The bulk of excavated building remains dates from the mid-1st millennium BC to the first centuries AD, covering the dynasty of Lihyan until the post-Nabataean period. In the center of these remains there is a temple with several inscriptions of a Lihyanite ruler as well as figurative royal representations by larger-than-life statues. According to Arnulf Hausleiter, field director of the joint-project “these elements show clear parallels to the discoveries at the site of the capital of the Lihyanite dynasty, ancient Dedan, modern Al-Khuraybah/Al-Ula.” Therefore, there must have been strong relations between these two sites, possibly culminating in building activities carried out at Tayma by a local governor on behalf of the Lihyanite king.

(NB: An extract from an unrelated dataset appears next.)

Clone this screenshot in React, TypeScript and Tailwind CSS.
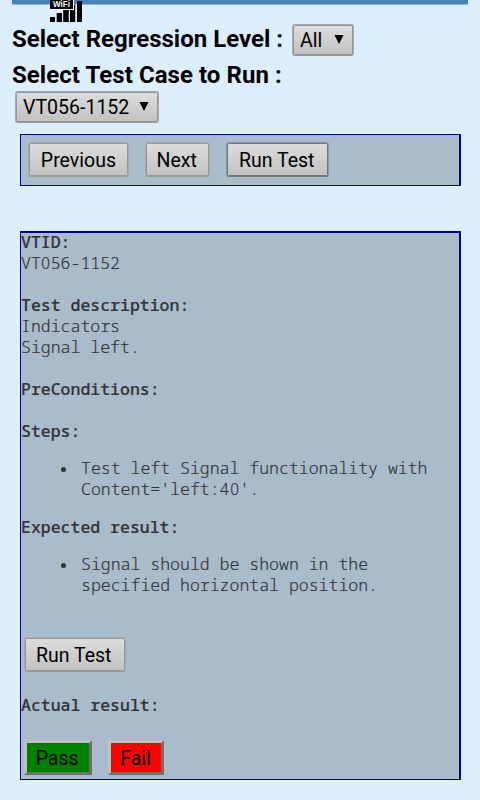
import type { ReactNode } from 'react';

const buttonFace =
  'flex items-center border rounded-[3px] bg-linear-to-b from-[#dddddd] to-[#c1c1c1] leading-none whitespace-pre text-black';
const grayEdge = 'border-[#a6a8aa] border-b-[#999] shadow-[inset_0_0_0_1px_#979797]';
const darkEdge = 'border-[#8f959b] border-b-[#777] shadow-[inset_0_0_0_1px_#747474]';

function Line({ children, bold = false }: { children?: ReactNode; bold?: boolean }) {
  return (
    <div className={`h-[21px] whitespace-pre [-webkit-text-stroke:0.2px_#333] ${bold ? 'font-medium' : 'font-light'}`}>
      {children}
    </div>
  );
}

/* Zero without a slash, in a cell as wide as the monospaced ones. */
function Zero() {
  return (
    <span className="inline-block w-[9.9px] text-center font-['Noto_Sans',sans-serif] leading-[20px]">
      <span className="inline-block scale-x-[0.93]">0</span>
    </span>
  );
}

function Bullet({ children }: { children: ReactNode }) {
  return (
    <div className="flex pl-[40px]">
      <span className="mt-[10px] mr-[15px] h-[5px] w-[5px] rounded-full bg-[#333]" />
      <div>{children}</div>
    </div>
  );
}

function Label({ children, left = false }: { children: ReactNode; left?: boolean }) {
  return (
    <span className={`inline-block scale-x-[0.93] pt-[1px] text-[21px] leading-none font-normal ${left ? 'origin-left' : 'pr-[1px]'}`}>
      {children}
    </span>
  );
}

function Arrow() {
  return (
    <svg width="10" height="9" viewBox="0 0 10 9" className="mb-[2px] shrink-0">
      <path d="M0.5 0H9.5L5 9Z" fill="#000" />
    </svg>
  );
}

function SignalIcon() {
  return (
    <svg className="absolute left-[50px] top-0" width="33" height="23" viewBox="0 0 33 23">
      <path d="M0 17h5v5H0zM6.7 13H12v9H6.7zM13.2 9h5.6v13h-5.6zM20 5h5.2v17H20zM27 1h5v21h-5z" fill="#000" />
      <path d="M0 0h24v10H0z" fill="#fff" />
      <path d="M0 0h23v9H0z" fill="#000" />
      <text x="3" y="7.2" fill="#fff" fontFamily="Liberation Sans, sans-serif" fontWeight="bold" fontSize="8.3" textLength="17" lengthAdjust="spacingAndGlyphs">
        WiFi
      </text>
    </svg>
  );
}

export default function App() {
  return (
    <div className="relative h-[800px] w-[480px] overflow-hidden bg-[#ddeeff] font-['Roboto',sans-serif] text-black">
      <div className="mx-[12px] h-[5px] border-b border-[#95bbdc] bg-[#4682b4]" />
      <SignalIcon />

      <div className="mt-[19px] ml-[12px] flex h-[32px]">
        <div className="mt-[1px] w-[280px] text-[24px] leading-[28px] font-bold whitespace-pre">Select Regression Level :</div>
        <div className={`${buttonFace} ${grayEdge} h-[32px] w-[62px] justify-between pr-[9px] pl-[7px]`}>
          <Label left>All</Label>
          <Arrow />
        </div>
      </div>
      <div className="mt-[5px] ml-[12px] h-[30px] text-[24px] leading-[28px] font-bold tracking-[0.06px] whitespace-pre">Select Test Case to Run :</div>
      <div className={`${buttonFace} ${grayEdge} ml-[15px] h-[32px] w-[144px] justify-between pr-[9px] pl-[7px]`}>
        <Label left>VT056-1152</Label>
        <Arrow />
      </div>

      <div className="mt-[11px] ml-[20px] flex h-[52px] w-[441px] border border-r-2 border-[#00008b] bg-[#aabbcc] pt-[7px] pl-[7px]">
        <div className={`${buttonFace} ${grayEdge} h-[35px] w-[101px] justify-center`}>
          <Label>Previous</Label>
        </div>
        <div className={`${buttonFace} ${grayEdge} ml-[16px] h-[35px] w-[65px] justify-center`}>
          <Label>Next</Label>
        </div>
        <div className={`${buttonFace} ${darkEdge} ml-[16px] h-[35px] w-[103px] justify-center`}>
          <Label>Run Test</Label>
        </div>
      </div>

      <div className="mt-[45px] ml-[20px] h-[549px] w-[441px] border-t-2 border-r-2 border-b border-l border-[#00008b] bg-[#aabbcc] font-['Noto_Sans_Mono','DejaVu_Sans_Mono',monospace] text-[16.5px] leading-[21px] text-[#333]">
        <div className="-mt-[2px]">
          <Line bold>VTID:</Line>
          <Line>
            VT
            <Zero />
            56-1152
          </Line>
          <Line />
          <Line bold>Test description:</Line>
          <Line>Indicators</Line>
          <Line>Signal left.</Line>
          <Line />
          <Line bold>PreConditions:</Line>
          <Line />
          <Line bold>Steps:</Line>
        </div>
        <div className="mt-[16px]">
          <Bullet>
            <Line>Test left Signal functionality with</Line>
            <Line>
              Content='left:4
              <Zero />
              '.
            </Line>
          </Bullet>
        </div>
        <div className="mt-[17px]">
          <Line bold>Expected result:</Line>
        </div>
        <div className="mt-[16px]">
          <Bullet>
            <Line>Signal should be shown in the</Line>
            <Line>specified horizontal position.</Line>
          </Bullet>
        </div>
        <div className={`${buttonFace} ${grayEdge} mt-[42px] ml-[3px] h-[35px] w-[102px] justify-center pr-[2px] font-['Roboto',sans-serif]`}>
          <Label>Run Test</Label>
        </div>
        <div className="mt-[22px]">
          <Line bold>Actual result:</Line>
        </div>
        <div className="mt-[25px] ml-[3px] flex gap-[16px] font-['Roboto',sans-serif] leading-none text-black">
          <div className="flex h-[35px] w-[68px] items-center justify-center border-3 border-[#c0c0c0] border-r-[#707070] border-b-[#707070] bg-[#008000]">
            <Label>Pass</Label>
          </div>
          <div className="flex h-[35px] w-[56px] items-center justify-center border-3 border-[#c0c0c0] border-r-[#707070] border-b-[#707070] bg-[#ff0000]">
            <Label>Fail</Label>
          </div>
        </div>
      </div>
    </div>
  );
}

In the period between the Nabataeans and the rise of Islam, extended parts of the ancient settlement have been occupied by residential and representative architecture. So far, these periods have been mainly known from textual sources. In the archaeological excavations building remains from the early Islamic period have been recovered concentrating on the central western part of the ancient site. These and other remains of this period constituted the settlement which Imru’ Al-Qays and subsequently Ishtakri, Ibn-Hawkal and Al-Muqadassi described in their reports as remains of one of the largest and wealthiest oases of North Arabia at the time.
Recently, an increasing number of tourists have been visiting the site and the local museum. Therefore, the concept for site management and conservation measures, developed during the last years, regards both the needs of an ongoing excavation and the requirements for touristic purposes. So far excavated building remains are being protected by traditional methods using local materials and the experience of a team of restoration experts.
It is expected that the interest in Tayma will increase even more, since one of the most famous objects from the Saudi-German expedition, the stele of King Nabonidus, is on display in the big European archaeological museums this summer. After its tour to Paris, London and Berlin it will return back to Tayma where it stood more than 2,500 years ago.